AI Use Cases Across the Journey
AI can accelerate progress at every stage, provided it is applied strategically.
At the compliance stage, AI excels at automating data collection, regulatory reporting, certification questionnaires, and Scope 3 assessments, freeing scarce resources for higher-value work. AI-driven benchmarking can also highlight priority gaps relative to competitors.
In the risk –mitigation stage, AI can analyze climate exposure, identify high-risk sites or suppliers, prioritize mitigation actions, and estimate returns on investment. For example, Blackstone uses AI-enabled sustainability platforms to track progress across its portfolio, achieving significant energy savings and emissions reductions.

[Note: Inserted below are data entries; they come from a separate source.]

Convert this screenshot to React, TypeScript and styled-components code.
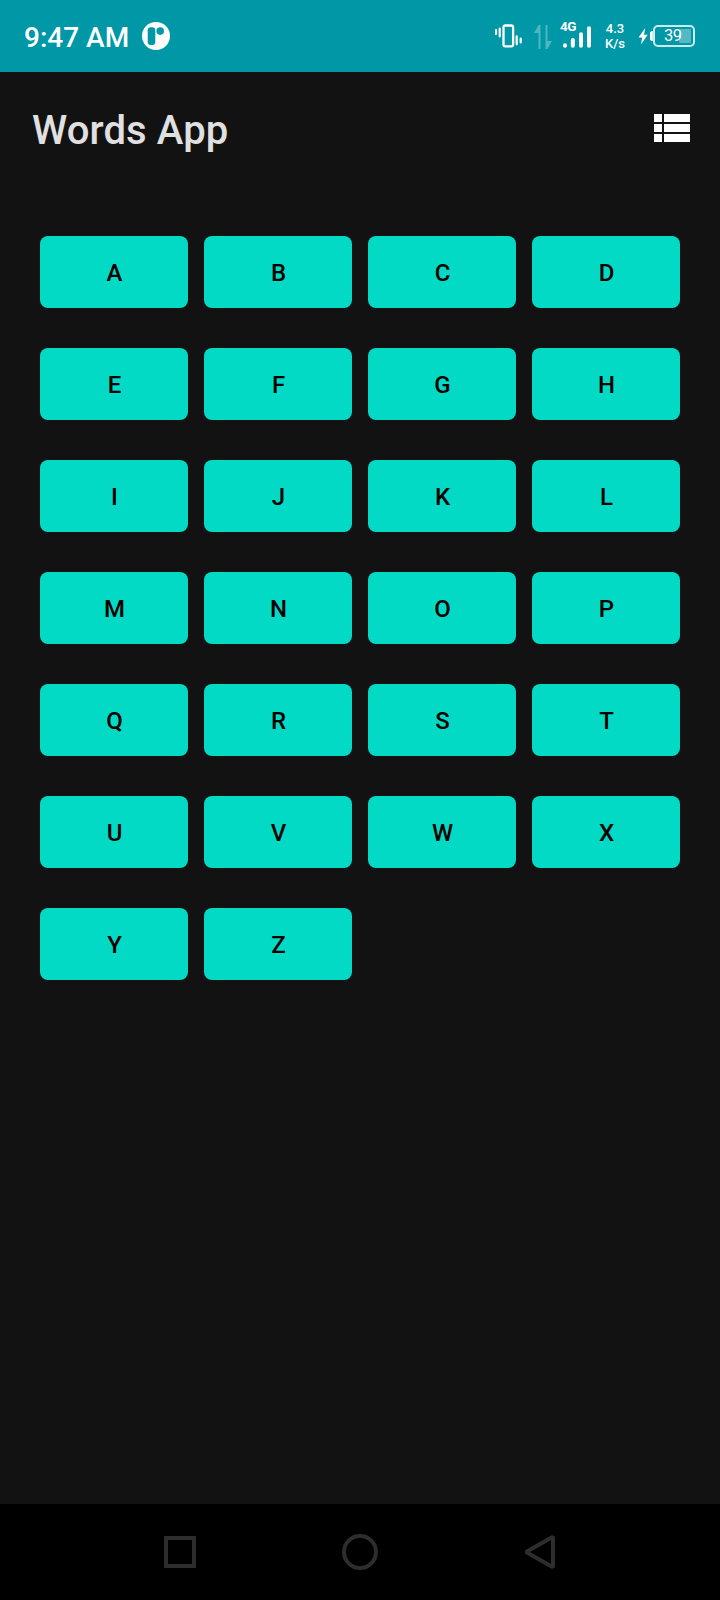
import React from 'react';
import styled, { createGlobalStyle } from 'styled-components';

const GlobalStyle = createGlobalStyle`
  * { box-sizing: border-box; }
  html, body { margin: 0; background: #121212; }
  body { font-family: Roboto, "Liberation Sans", sans-serif; font-weight: 500; }
`;

const Screen = styled.div`
  width: 720px;
  height: 1600px;
  display: flex;
  flex-direction: column;
  background: #121212;
  overflow: hidden;
`;

const StatusBar = styled.header`
  flex: none;
  height: 72px;
  padding: 0 25px 0 24px;
  display: flex;
  align-items: center;
  background: #0097a7;
  color: #fff;
`;

const Clock = styled.span`
  width: 118px;
  padding-top: 3px;
  font-size: 28px;
  line-height: 36px;
  white-space: nowrap;
`;

const StatusIcons = styled.div`
  margin-left: auto;
  display: flex;
  align-items: center;
`;

const StatusIcon = styled.svg<{ $gap?: number }>`
  display: block;
  flex: none;
  margin-left: ${({ $gap = 0 }) => $gap}px;
`;

const Signal = styled.div`
  width: 32px;
  height: 28px;
  margin: -3px 0 0 8px;
  display: flex;
  flex-direction: column;
`;

const NetworkType = styled.span`
  height: 4px;
  font-size: 13.5px;
  line-height: 11px;
  font-weight: 700;
  letter-spacing: -0.5px;
`;

const Speed = styled.div`
  width: 26px;
  margin-left: 10px;
  font-size: 13px;
  line-height: 15px;
  text-align: center;
`;

const Battery = styled.div`
  width: 42px;
  height: 22px;
  padding: 2px;
  border: 2px solid #cbebee;
  border-radius: 5px;
  display: flex;
  justify-content: flex-end;
  position: relative;
`;

const BatteryFill = styled.div`
  width: 12px;
  height: 14px;
  border-radius: 1px;
  background: rgba(255, 255, 255, 0.33);
`;

const BatteryLevel = styled.span`
  position: absolute;
  left: 9px;
  top: 0;
  font-size: 16.5px;
  line-height: 18px;
  font-weight: 400;
  letter-spacing: -0.4px;
`;

const AppBar = styled.div`
  flex: none;
  height: 112px;
  padding: 0 30px 0 32px;
  display: flex;
  align-items: center;
  justify-content: space-between;
`;

const Title = styled.h1`
  margin: 6px 0 0;
  font-size: 40px;
  line-height: 48px;
  font-weight: 500;
  letter-spacing: 0.12px;
  color: #e0e0e0;
`;

const ListToggle = styled.button`
  padding: 0;
  border: 0;
  background: none;
  display: block;
`;

const Letters = styled.main`
  flex: 1;
  padding: 52px 40px 0;
  display: grid;
  grid-template-columns: repeat(4, 148px);
  grid-auto-rows: 72px;
  gap: 40px 16px;
  align-content: start;
`;

const LetterButton = styled.button`
  padding: 2px 0 0 1px;
  border: 0;
  border-radius: 8px;
  background: #03dac5;
  color: #000;
  font: 500 24px/28px Roboto, "Liberation Sans", sans-serif;
`;

const NavBar = styled.nav`
  flex: none;
  height: 96px;
  padding: 0 162px;
  display: flex;
  align-items: center;
  justify-content: space-between;
  background: #000;
`;

const letters = 'ABCDEFGHIJKLMNOPQRSTUVWXYZ'.split('');

export default function App() {
  return (
    <Screen>
      <GlobalStyle />
      <StatusBar>
        <Clock>9:47 AM</Clock>
        <StatusIcon width="28" height="28" viewBox="0 0 28 28">
          <circle cx="14" cy="14" r="14" fill="#fff" />
          <rect x="5.700" y="5.300" width="7.600" height="17.700" rx="3" fill="#0097a7" />
          <circle cx="18.200" cy="9.100" r="3.800" fill="#0097a7" />
        </StatusIcon>
        <StatusIcons>
          <StatusIcon width="28" height="24" viewBox="0 0 28 24" fill="none" stroke="#fff">
            <rect x="8.500" y="1.500" width="9.600" height="20.800" rx="1.800" strokeWidth="2.300" />
            <path d="M1 6v4M4.700 4.500v8M21.700 12.300v8M25.700 14.500v4" strokeWidth="2.200" strokeLinecap="round" />
          </StatusIcon>
          <StatusIcon $gap={11} width="18" height="25" viewBox="0 0 18 25" fill="#fff" opacity="0.3">
            <path d="M4.500 1H6.500V25H4.500V9H0z" />
            <path d="M11.500 1h2v16H18l-4.500 8h-2z" />
          </StatusIcon>
          <Signal>
            <NetworkType>4G</NetworkType>
            <StatusIcon $gap={3} width="29" height="23" viewBox="0 0 29 23" stroke="#fff" strokeWidth="4" strokeLinecap="round">
              <path d="M2 20.300v.4M9.800 15v5.700M18 9.300v11.400M26 3.300v17.400" />
            </StatusIcon>
          </Signal>
          <Speed>4.3<br />K/s</Speed>
          <StatusIcon $gap={10} width="15" height="18" viewBox="0 0 15 18" fill="#fff">
            <path d="M7.200 1L.500 10.500h3.700L3 17.500 9.700 7.800H6z" />
            <path d="M14.800 4q-2.800 0-2.800 2v6q0 2 2.800 2z" />
          </StatusIcon>
          <Battery>
            <BatteryFill />
            <BatteryLevel>39</BatteryLevel>
          </Battery>
        </StatusIcons>
      </StatusBar>
      <AppBar>
        <Title>Words App</Title>
        <ListToggle aria-label="Switch to list">
          <svg width="36" height="28" viewBox="0 0 36 28" fill="#fff" display="block">
            <path d="M0 0h8v8H0zM10 0h26v8H10zM0 10h8v8H0zM10 10h26v8H10zM0 20h8v8H0zM10 20h26v8H10z" />
          </svg>
        </ListToggle>
      </AppBar>
      <Letters>
        {letters.map((letter) => (
          <LetterButton key={letter}>{letter}</LetterButton>
        ))}
      </Letters>
      <NavBar>
        <svg width="36" height="36" viewBox="0 0 36 36" fill="none" stroke="#2d2d2d" strokeWidth="4">
          <rect x="4" y="4" width="28" height="28" />
        </svg>
        <svg width="36" height="36" viewBox="0 0 36 36" fill="none" stroke="#2d2d2d" strokeWidth="4">
          <circle cx="18" cy="18" r="16" />
        </svg>
        <svg width="36" height="36" viewBox="0 0 36 36" fill="none" stroke="#2d2d2d" strokeWidth="4" strokeLinejoin="bevel">
          <path d="M31 2.800v30.400L4 18z" />
        </svg>
      </NavBar>
    </Screen>
  );
}
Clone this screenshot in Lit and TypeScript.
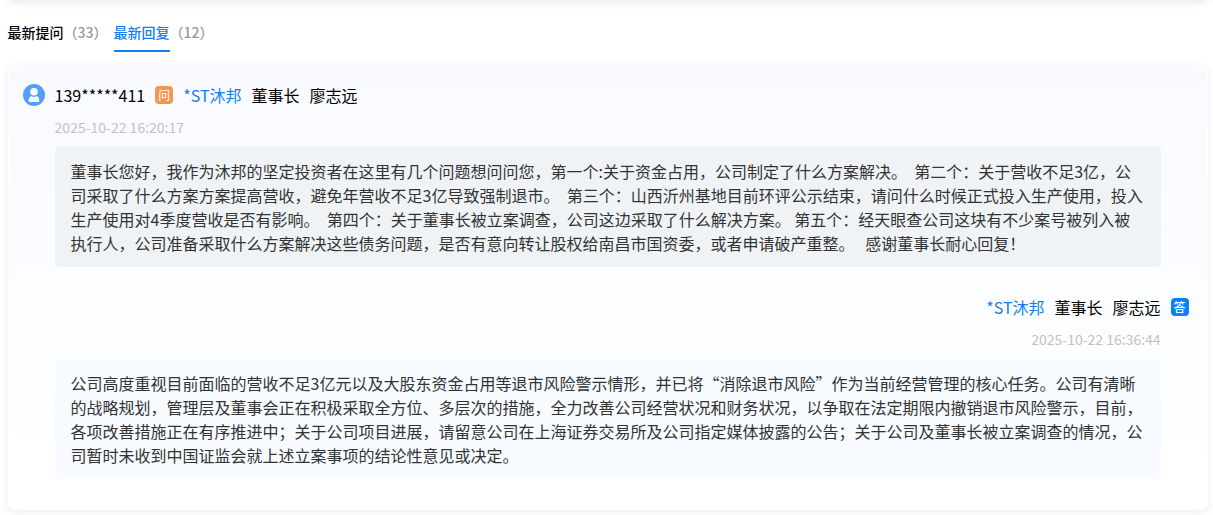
import { LitElement, html, css } from 'lit';
import { customElement } from 'lit/decorators.js';

@customElement('app-root')
export class AppRoot extends LitElement {
  render() {
    return html`
      <div class="previous"></div>
      <nav class="tabs">
        <div class="tab"><span class="label">最新提问</span><span class="count">（33）</span></div>
        <div class="tab active"><span class="label">最新回复</span><span class="count">（12）</span></div>
      </nav>
      <section class="card">
        <header class="question-head">
          <svg class="avatar" viewBox="0 0 22 22">
            <circle cx="11" cy="11" r="11" fill="#529ffa" />
            <circle cx="11" cy="7.8" r="3.8" fill="#fff" />
            <path d="M5.700 17.200v-.9c0-2.400 1.400-4.100 3-4.300.7.7 1.400 1 2.300 1s1.600-.3 2.300-1c1.600.2 3 1.900 3 4.300v.9q0 .8-.8.8h-9q-.8 0-.8-.8z" fill="#fff" />
          </svg>
          <span class="user">139*****411</span>
          <span class="badge ask">问</span>
          ${this.renderPerson()}
        </header>
        <time>2025-10-22 16:20:17</time>
        <p class="message question">董事长您好，我作为沐邦的坚定投资者在这里有几个问题想问问您，第一个:关于资金占用，公司制定了什么方案解决。&nbsp; 第二个：关于营收不足3亿，公司采取了什么方案方案提高营收，避免年营收不足3亿导致强制退市。&nbsp; 第三个：山西沂州基地目前环评公示结束，请问什么时候正式投入生产使用，投入生产使用对4季度营收是否有影响。&nbsp; 第四个：关于董事长被立案调查，公司这边采取了什么解决方案。 第五个：经天眼查公司这块有不少案号被列入被执行人，公司准备采取什么方案解决这些债务问题，是否有意向转让股权给南昌市国资委，或者申请破产重整。&nbsp;&nbsp; 感谢董事长耐心回复！</p>
        <header class="answer-head">
          ${this.renderPerson()}
          <span class="badge reply">答</span>
        </header>
        <time class="right">2025-10-22 16:36:44</time>
        <p class="message answer">公司高度重视目前面临的营收不足3亿元以及大股东资金占用等退市风险警示情形，并已将“消除退市风险”作为当前经营管理的核心任务。公司有清晰的战略规划，管理层及董事会正在积极采取全方位、多层次的措施，全力改善公司经营状况和财务状况，以争取在法定期限内撤销退市风险警示，目前，各项改善措施正在有序推进中；关于公司项目进展，请留意公司在上海证券交易所及公司指定媒体披露的公告；关于公司及董事长被立案调查的情况，公司暂时未收到中国证监会就上述立案事项的结论性意见或决定。</p>
      </section>
    `;
  }

  private renderPerson() {
    return html`
      <span class="stock">*ST沐邦</span>
      <span>董事长</span>
      <span>廖志远</span>
    `;
  }

  static styles = css`
    :host {
      display: block;
      height: 515px;
      overflow: hidden;
      background: #fff;
      color: #000;
      font: 16px/24px 'Noto Sans CJK SC', sans-serif;
    }

    .previous {
      height: 10px;
      margin: -10px 5px 0 7.6px;
      border-radius: 8px;
      box-shadow: 0 2px 8px rgba(47, 60, 116, 0.12);
    }

    .tabs {
      display: flex;
      gap: 6px;
      padding: 16px 7.6px 0;
      height: 52px;
      box-sizing: border-box;
      font-size: 14px;
      font-weight: 500;
    }

    .tab {
      display: flex;
      line-height: 32px;
    }

    .count {
      color: #999;
    }

    .active .label {
      padding-bottom: 2px;
      color: #127eef;
      border-bottom: 2px solid #127eef;
    }

    .card {
      box-sizing: border-box;
      height: 444px;
      margin: 14px 5.4px 0 7.6px;
      padding: 16px 46px 0;
      border: 1px solid #fff;
      border-radius: 8px;
      background: linear-gradient(#f8faff, #fff);
      box-shadow: 0 2px 8px rgba(47, 60, 116, 0.1);
    }

    .question-head,
    .answer-head {
      display: flex;
      align-items: center;
      gap: 10px;
      height: 24px;
    }

    .question-head {
      margin-left: -32px;
    }

    .avatar {
      width: 22px;
      height: 22px;
    }

    .badge {
      width: 18px;
      height: 18px;
      border-radius: 4px;
      color: #fff;
      font-size: 12px;
      line-height: 18px;
      text-align: center;
    }

    .ask {
      background: #f29752;
    }

    .reply {
      background: #0a80fa;
      font-weight: 500;
    }

    .stock {
      color: #127eef;
    }

    time {
      display: block;
      margin-top: 10px;
      color: #c2c2c2;
      font-size: 14px;
      line-height: 20px;
    }

    .right {
      text-align: right;
    }

    .message {
      box-sizing: border-box;
      height: 120px;
      margin: 10px 0 0;
      padding: 12px 16px;
      border-radius: 4px;
      color: #333;
    }

    .question {
      background: #f0f3f6;
    }

    .answer {
      background: #f7fbff;
    }

    .answer-head {
      justify-content: flex-end;
      margin: 28px -28px 0 0;
    }
  `;
}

At the market-anticipation and champion stages, AI supports trend analysis, customer materiality assessments at scale, product lifecycle analysis, eco-design recommendations, and go-to-market strategies. Here, sustainability shifts decisively from cost management to revenue creation, AI helps identify which customer segments will pay premiums for low-carbon and resource-efficient solutions.
Governance and Accountability
Despite its power, AI will never replace human expertise or accountability. Companies remain responsible for validating outputs, certifying results, and owning the consequences of decisions informed by AI. Strong governance, clear processes, and multidisciplinary expertise are essential to mitigate risks, including reputational risks from misuse or misinterpretation.
When deployed responsibly, AI can become a game changer, enabling organizations to move faster, operate more efficiently, innovate at scale, and embed sustainability into the core of their business models. In doing so, it empowers CSOs and executive teams to build resilient, future-ready organizations equipped for the challenges and opportunities ahead.